野口勇曾说:“我喜欢想象把园林当作空间的雕塑。……人们可以进入这样一个空间,它是他周围真实的领域,当一些精心考虑的物体和线条被引入的时候,就具有了尺度和意义。这就是雕塑创造空间的原因。每一个要素的大小和形状是与整个空间和其它所有要素相关联的……它是影响我们意识的在空间的一个物体……我称这些雕塑为园林。”
野口勇主张艺术家的社会目的——不是为了博物馆的收藏来创作,而是为公众的愉悦,为了使生活更有意义、更有价值、更为丰富。这也许是他涉足公共环境领域的内在原因。
从根本上说,野口勇是一位继承阿普(Jean Arp)、米罗(Jean Miró)和布朗库西的传统的富有表现力的雕塑家。野口勇的许多石雕作品,抛弃了磨光大理石明亮光滑的表面,而去发扬史前古墓般的体量和重量,其粗糙的质感和神秘的符号对今天的一些环境雕刻产生了很大影响。
作为艺术家,他的园林设计作品更多地强调形式,而非实用和宜人,常常暴露出作为造园家和雕塑家两种角色之间的的矛盾。虽然在大的空间中进行创作的时候,他试图将其视作整体的园林,而不只是物体的一个背景来对待,但是,他的大部分作品仍然脱离不了雕塑成为空间的统治者而不是从属于某个空间的结果。另外,他在处理植物材料时显得有些力不从心。但是,他探索了园林与雕塑结合的可能性,发展了园林设计的形式语汇,在塑造战后园林中作出了自己的努力。从这点上说,他和巴西著名的画家和风景园林师布雷·马克斯(Roberto Burle Marx)是站在同一个立场上的,是从艺术的角度开拓园林的新形式。
野口勇的作品在日本和西方之间架起了一座桥梁。
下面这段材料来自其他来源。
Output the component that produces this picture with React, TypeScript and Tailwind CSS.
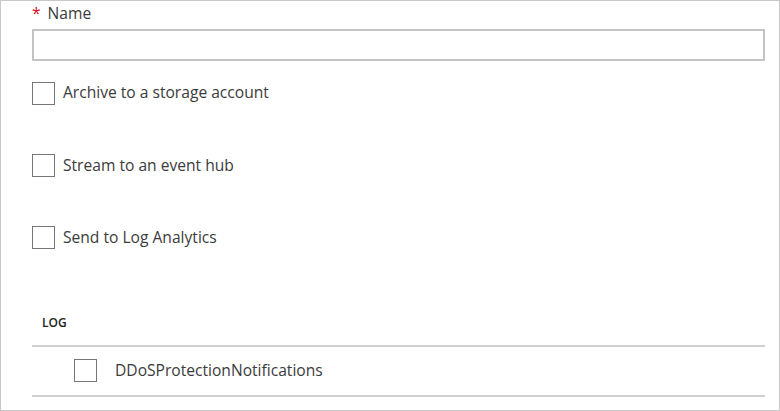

虽然,从现代运动的一开始,日本的绘画、建筑和园林在西方艺术界引起很大的反响,绘画界的梵·高(Vincent van Gogh)、克里姆特(Gustav Klimt),建筑界的莱特(Frank Lloyd Wright),他们的作品都反映了这一影响。西方园林设计师在日本园林中发现了一种自然而意味深长的美,尤其是枯山水园林提供了一种对园林的新的理解,它的简练的形式、特殊的材料以及深邃的意境,看起来正是现代园林所倡导的原则。克里斯托福·唐纳德(Christopher Tunnard)在《现代景观中的园林》一书中提出的现代园林设计的三个方面,其中之一“移情的”便是从日本园林中总结出来的。但是,是野口勇第一个如此完整地将日本文化的精髓表现在西方现代设计中。
野口勇在日本的四国岛和美国的纽约都建立了自己的工作室,长年在日本和美国两地穿梭工作。他是一个跨越国界的艺术家,他自传中曾这样说:从某种意义上讲,我既不是日本人,也不是美国人,我是个艺术世界的人。野口勇处在东西方文化的交汇点上,他的作品,是流露着浓厚的日本精神的现代设计,不仅为西方借鉴日本传统提供了范例,而且,也为日本园林适应时代的发展作出了贡献,受他的风格影响的环境设计作品,今天在日本随处可见。野口勇还影响到一大批后来者,如设计了波特兰市河滨公园的日裔美籍人历史广场的美籍日裔风景园林师穆拉色(Robert Murase 1938-)等等。